## DESCRIPTION OF THE TASK
Output the material word for word. Leave each picture out.

## INFORMATION SUPPLIED
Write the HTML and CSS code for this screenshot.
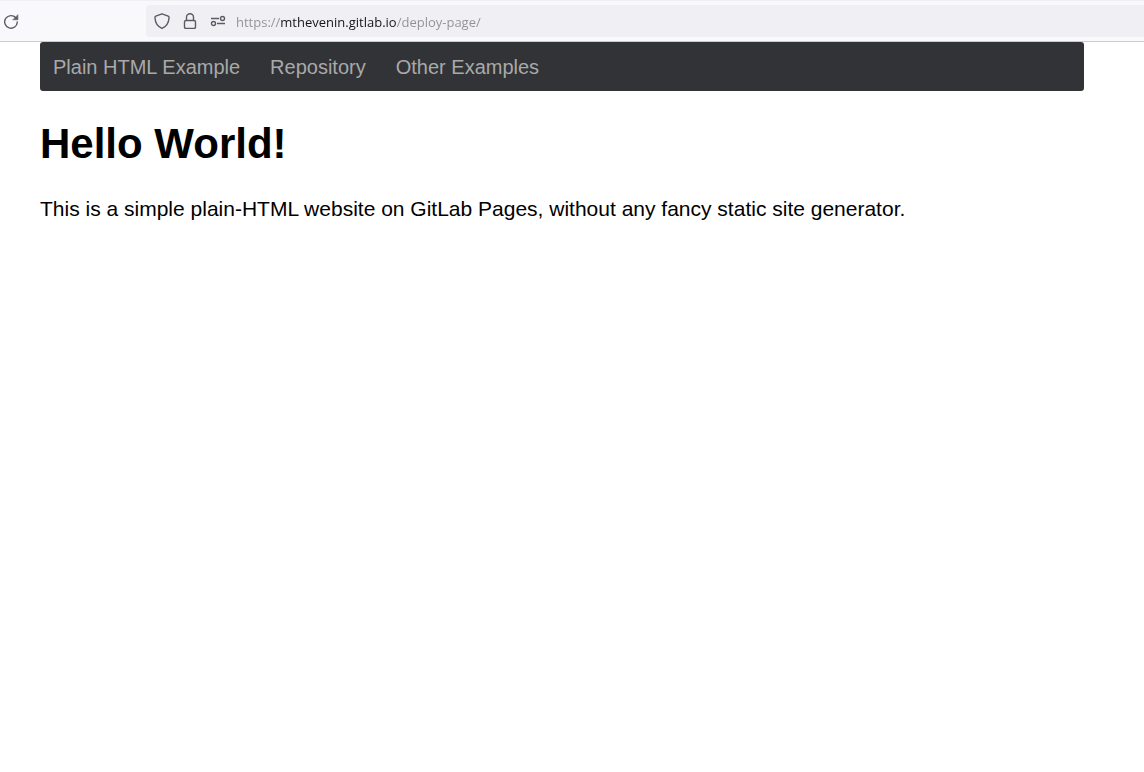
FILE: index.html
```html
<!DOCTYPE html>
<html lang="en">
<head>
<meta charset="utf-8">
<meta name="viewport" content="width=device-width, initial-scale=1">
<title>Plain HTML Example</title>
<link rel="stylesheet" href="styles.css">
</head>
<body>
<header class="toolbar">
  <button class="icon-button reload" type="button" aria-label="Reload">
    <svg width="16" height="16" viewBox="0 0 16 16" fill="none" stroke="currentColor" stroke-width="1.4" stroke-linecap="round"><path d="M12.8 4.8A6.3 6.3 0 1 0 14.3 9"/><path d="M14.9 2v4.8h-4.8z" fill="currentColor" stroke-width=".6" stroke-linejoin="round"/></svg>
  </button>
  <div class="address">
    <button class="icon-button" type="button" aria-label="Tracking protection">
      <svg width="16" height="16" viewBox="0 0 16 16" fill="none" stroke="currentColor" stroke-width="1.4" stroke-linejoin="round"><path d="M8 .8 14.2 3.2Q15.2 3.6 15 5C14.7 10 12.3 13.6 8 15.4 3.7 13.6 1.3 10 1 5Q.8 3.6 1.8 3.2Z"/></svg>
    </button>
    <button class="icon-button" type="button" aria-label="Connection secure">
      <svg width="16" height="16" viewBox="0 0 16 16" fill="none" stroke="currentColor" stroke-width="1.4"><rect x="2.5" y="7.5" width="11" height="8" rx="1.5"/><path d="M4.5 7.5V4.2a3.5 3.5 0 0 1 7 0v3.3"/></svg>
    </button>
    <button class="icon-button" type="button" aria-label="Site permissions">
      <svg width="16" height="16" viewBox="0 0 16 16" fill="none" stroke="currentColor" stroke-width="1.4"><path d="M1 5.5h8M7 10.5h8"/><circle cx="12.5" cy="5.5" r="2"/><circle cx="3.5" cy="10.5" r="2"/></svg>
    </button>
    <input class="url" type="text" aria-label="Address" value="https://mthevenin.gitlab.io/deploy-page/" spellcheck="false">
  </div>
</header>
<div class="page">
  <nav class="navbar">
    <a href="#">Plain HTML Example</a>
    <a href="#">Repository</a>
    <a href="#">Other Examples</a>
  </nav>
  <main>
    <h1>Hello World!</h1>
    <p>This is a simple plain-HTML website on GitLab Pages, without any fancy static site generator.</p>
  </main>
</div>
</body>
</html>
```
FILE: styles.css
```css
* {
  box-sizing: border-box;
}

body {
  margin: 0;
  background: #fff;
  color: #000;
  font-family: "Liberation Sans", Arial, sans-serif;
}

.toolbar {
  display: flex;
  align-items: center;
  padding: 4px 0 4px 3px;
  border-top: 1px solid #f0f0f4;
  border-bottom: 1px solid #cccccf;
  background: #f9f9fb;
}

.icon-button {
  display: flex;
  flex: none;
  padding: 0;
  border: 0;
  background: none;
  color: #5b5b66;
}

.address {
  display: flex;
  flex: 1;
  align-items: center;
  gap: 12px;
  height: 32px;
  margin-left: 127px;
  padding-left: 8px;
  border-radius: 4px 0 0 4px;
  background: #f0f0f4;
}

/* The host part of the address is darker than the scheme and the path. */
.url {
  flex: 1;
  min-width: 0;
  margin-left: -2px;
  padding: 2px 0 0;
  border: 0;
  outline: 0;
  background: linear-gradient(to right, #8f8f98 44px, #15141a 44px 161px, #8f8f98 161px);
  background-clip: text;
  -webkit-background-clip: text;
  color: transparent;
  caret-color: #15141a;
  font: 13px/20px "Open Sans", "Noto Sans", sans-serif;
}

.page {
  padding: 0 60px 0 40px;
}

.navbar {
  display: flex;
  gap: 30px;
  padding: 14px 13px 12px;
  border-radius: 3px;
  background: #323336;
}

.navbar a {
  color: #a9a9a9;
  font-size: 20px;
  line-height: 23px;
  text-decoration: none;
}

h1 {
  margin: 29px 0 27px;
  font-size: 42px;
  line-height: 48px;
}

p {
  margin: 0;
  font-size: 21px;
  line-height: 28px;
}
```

## OUTPUT OF THE EXERCISE
Write the HTML and CSS code for this screenshot.
FILE: index.html
```html
<!DOCTYPE html>
<html lang="en">
<head>
<meta charset="utf-8">
<meta name="viewport" content="width=device-width, initial-scale=1">
<title>Plain HTML Example</title>
<link rel="stylesheet" href="styles.css">
</head>
<body>
<header class="toolbar">
  <button class="icon-button reload" type="button" aria-label="Reload">
    <svg width="16" height="16" viewBox="0 0 16 16" fill="none" stroke="currentColor" stroke-width="1.4" stroke-linecap="round"><path d="M12.8 4.8A6.3 6.3 0 1 0 14.3 9"/><path d="M14.9 2v4.8h-4.8z" fill="currentColor" stroke-width=".6" stroke-linejoin="round"/></svg>
  </button>
  <div class="address">
    <button class="icon-button" type="button" aria-label="Tracking protection">
      <svg width="16" height="16" viewBox="0 0 16 16" fill="none" stroke="currentColor" stroke-width="1.4" stroke-linejoin="round"><path d="M8 .8 14.2 3.2Q15.2 3.6 15 5C14.7 10 12.3 13.6 8 15.4 3.7 13.6 1.3 10 1 5Q.8 3.6 1.8 3.2Z"/></svg>
    </button>
    <button class="icon-button" type="button" aria-label="Connection secure">
      <svg width="16" height="16" viewBox="0 0 16 16" fill="none" stroke="currentColor" stroke-width="1.4"><rect x="2.5" y="7.5" width="11" height="8" rx="1.5"/><path d="M4.5 7.5V4.2a3.5 3.5 0 0 1 7 0v3.3"/></svg>
    </button>
    <button class="icon-button" type="button" aria-label="Site permissions">
      <svg width="16" height="16" viewBox="0 0 16 16" fill="none" stroke="currentColor" stroke-width="1.4"><path d="M1 5.5h8M7 10.5h8"/><circle cx="12.5" cy="5.5" r="2"/><circle cx="3.5" cy="10.5" r="2"/></svg>
    </button>
    <input class="url" type="text" aria-label="Address" value="https://mthevenin.gitlab.io/deploy-page/" spellcheck="false">
  </div>
</header>
<div class="page">
  <nav class="navbar">
    <a href="#">Plain HTML Example</a>
    <a href="#">Repository</a>
    <a href="#">Other Examples</a>
  </nav>
  <main>
    <h1>Hello World!</h1>
    <p>This is a simple plain-HTML website on GitLab Pages, without any fancy static site generator.</p>
  </main>
</div>
</body>
</html>
```
FILE: styles.css
```css
* {
  box-sizing: border-box;
}

body {
  margin: 0;
  background: #fff;
  color: #000;
  font-family: "Liberation Sans", Arial, sans-serif;
}

.toolbar {
  display: flex;
  align-items: center;
  padding: 4px 0 4px 3px;
  border-top: 1px solid #f0f0f4;
  border-bottom: 1px solid #cccccf;
  background: #f9f9fb;
}

.icon-button {
  display: flex;
  flex: none;
  padding: 0;
  border: 0;
  background: none;
  color: #5b5b66;
}

.address {
  display: flex;
  flex: 1;
  align-items: center;
  gap: 12px;
  height: 32px;
  margin-left: 127px;
  padding-left: 8px;
  border-radius: 4px 0 0 4px;
  background: #f0f0f4;
}

/* The host part of the address is darker than the scheme and the path. */
.url {
  flex: 1;
  min-width: 0;
  margin-left: -2px;
  padding: 2px 0 0;
  border: 0;
  outline: 0;
  background: linear-gradient(to right, #8f8f98 44px, #15141a 44px 161px, #8f8f98 161px);
  background-clip: text;
  -webkit-background-clip: text;
  color: transparent;
  caret-color: #15141a;
  font: 13px/20px "Open Sans", "Noto Sans", sans-serif;
}

.page {
  padding: 0 60px 0 40px;
}

.navbar {
  display: flex;
  gap: 30px;
  padding: 14px 13px 12px;
  border-radius: 3px;
  background: #323336;
}

.navbar a {
  color: #a9a9a9;
  font-size: 20px;
  line-height: 23px;
  text-decoration: none;
}

h1 {
  margin: 29px 0 27px;
  font-size: 42px;
  line-height: 48px;
}

p {
  margin: 0;
  font-size: 21px;
  line-height: 28px;
}
```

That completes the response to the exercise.